*OBJECTIVE*. Please copy out exactly, and only, the lines between the line with "Generate a component" and the line with "import React from", both included. Pictures are to be omitted.

*MATERIAL PROVIDED*.
<<<<

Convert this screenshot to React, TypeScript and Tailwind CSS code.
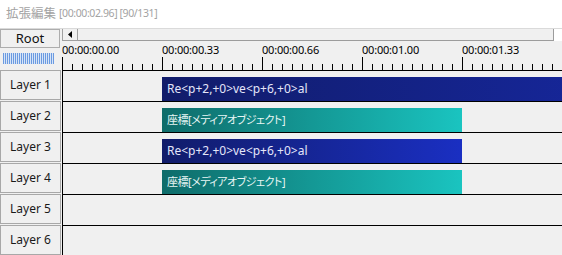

>>>>
<<<<

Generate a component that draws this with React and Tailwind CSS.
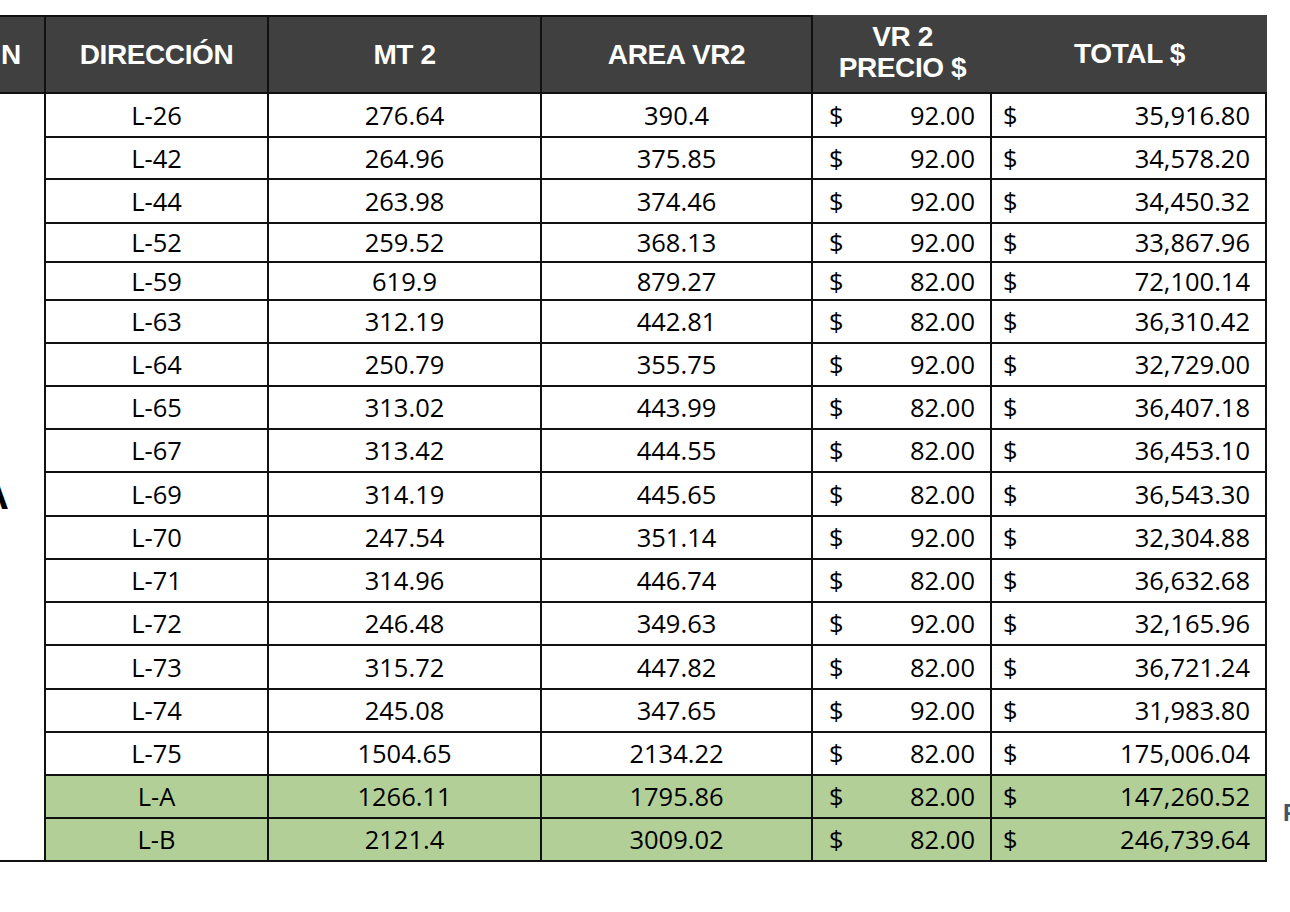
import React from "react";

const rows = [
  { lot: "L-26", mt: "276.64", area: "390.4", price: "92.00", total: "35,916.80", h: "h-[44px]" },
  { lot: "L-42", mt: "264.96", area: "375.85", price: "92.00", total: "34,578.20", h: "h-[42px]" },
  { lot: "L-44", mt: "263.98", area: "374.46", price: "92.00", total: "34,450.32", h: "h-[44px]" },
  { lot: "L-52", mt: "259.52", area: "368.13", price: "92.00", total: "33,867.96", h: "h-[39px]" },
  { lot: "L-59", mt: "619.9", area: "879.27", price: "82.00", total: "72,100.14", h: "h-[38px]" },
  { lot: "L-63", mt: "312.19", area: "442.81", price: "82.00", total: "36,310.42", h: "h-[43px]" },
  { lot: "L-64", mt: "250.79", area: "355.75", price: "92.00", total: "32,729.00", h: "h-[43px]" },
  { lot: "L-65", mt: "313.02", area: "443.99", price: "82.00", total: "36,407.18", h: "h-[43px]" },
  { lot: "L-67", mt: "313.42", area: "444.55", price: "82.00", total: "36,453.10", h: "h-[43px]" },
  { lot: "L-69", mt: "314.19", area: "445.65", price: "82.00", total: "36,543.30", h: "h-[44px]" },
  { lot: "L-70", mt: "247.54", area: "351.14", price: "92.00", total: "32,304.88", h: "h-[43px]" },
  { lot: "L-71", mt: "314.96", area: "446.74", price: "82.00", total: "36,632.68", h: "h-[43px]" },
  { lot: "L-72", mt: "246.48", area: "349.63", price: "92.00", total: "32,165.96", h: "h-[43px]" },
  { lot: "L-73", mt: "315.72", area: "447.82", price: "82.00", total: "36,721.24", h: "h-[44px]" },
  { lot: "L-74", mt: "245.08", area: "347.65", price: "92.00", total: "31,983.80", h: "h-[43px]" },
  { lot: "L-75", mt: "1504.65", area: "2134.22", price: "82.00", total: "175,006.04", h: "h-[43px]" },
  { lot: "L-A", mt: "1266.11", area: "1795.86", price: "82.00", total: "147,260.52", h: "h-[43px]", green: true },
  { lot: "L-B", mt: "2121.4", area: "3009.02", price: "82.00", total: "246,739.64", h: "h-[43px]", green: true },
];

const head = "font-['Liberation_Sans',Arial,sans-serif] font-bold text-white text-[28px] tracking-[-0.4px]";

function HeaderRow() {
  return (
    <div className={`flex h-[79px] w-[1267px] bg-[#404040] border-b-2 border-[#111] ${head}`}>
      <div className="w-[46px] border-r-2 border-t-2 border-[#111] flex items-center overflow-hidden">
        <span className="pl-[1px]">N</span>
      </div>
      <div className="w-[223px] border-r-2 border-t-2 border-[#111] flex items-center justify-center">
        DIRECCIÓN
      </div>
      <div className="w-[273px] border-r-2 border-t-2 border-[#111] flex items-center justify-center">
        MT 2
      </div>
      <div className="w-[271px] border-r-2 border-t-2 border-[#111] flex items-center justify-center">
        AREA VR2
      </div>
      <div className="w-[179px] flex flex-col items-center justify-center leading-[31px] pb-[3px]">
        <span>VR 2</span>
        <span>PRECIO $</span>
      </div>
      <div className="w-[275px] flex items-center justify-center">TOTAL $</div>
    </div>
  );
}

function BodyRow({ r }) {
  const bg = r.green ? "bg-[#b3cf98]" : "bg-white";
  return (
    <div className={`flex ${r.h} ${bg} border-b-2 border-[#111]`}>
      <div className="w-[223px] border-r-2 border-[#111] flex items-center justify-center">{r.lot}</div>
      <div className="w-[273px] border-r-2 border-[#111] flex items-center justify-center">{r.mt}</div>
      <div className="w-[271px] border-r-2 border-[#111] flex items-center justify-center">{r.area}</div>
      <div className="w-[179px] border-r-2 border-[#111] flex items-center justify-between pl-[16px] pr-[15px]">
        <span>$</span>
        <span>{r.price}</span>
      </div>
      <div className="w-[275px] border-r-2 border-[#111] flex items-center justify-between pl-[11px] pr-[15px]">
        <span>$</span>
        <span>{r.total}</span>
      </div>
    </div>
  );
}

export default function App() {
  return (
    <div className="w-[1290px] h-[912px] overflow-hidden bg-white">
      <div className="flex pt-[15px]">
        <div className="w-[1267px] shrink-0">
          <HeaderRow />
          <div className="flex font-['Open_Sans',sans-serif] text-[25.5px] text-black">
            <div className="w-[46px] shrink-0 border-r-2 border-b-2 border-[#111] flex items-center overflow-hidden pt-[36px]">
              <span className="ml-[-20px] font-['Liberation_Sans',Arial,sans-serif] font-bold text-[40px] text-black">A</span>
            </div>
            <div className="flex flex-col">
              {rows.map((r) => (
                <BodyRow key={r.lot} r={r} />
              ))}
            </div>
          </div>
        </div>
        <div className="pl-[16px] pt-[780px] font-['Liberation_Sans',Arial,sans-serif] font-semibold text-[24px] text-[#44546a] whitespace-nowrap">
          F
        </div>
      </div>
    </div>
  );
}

>>>>

*EXERCISE ANSWER*.
Generate a component that draws this with React and Tailwind CSS.
import React from "react";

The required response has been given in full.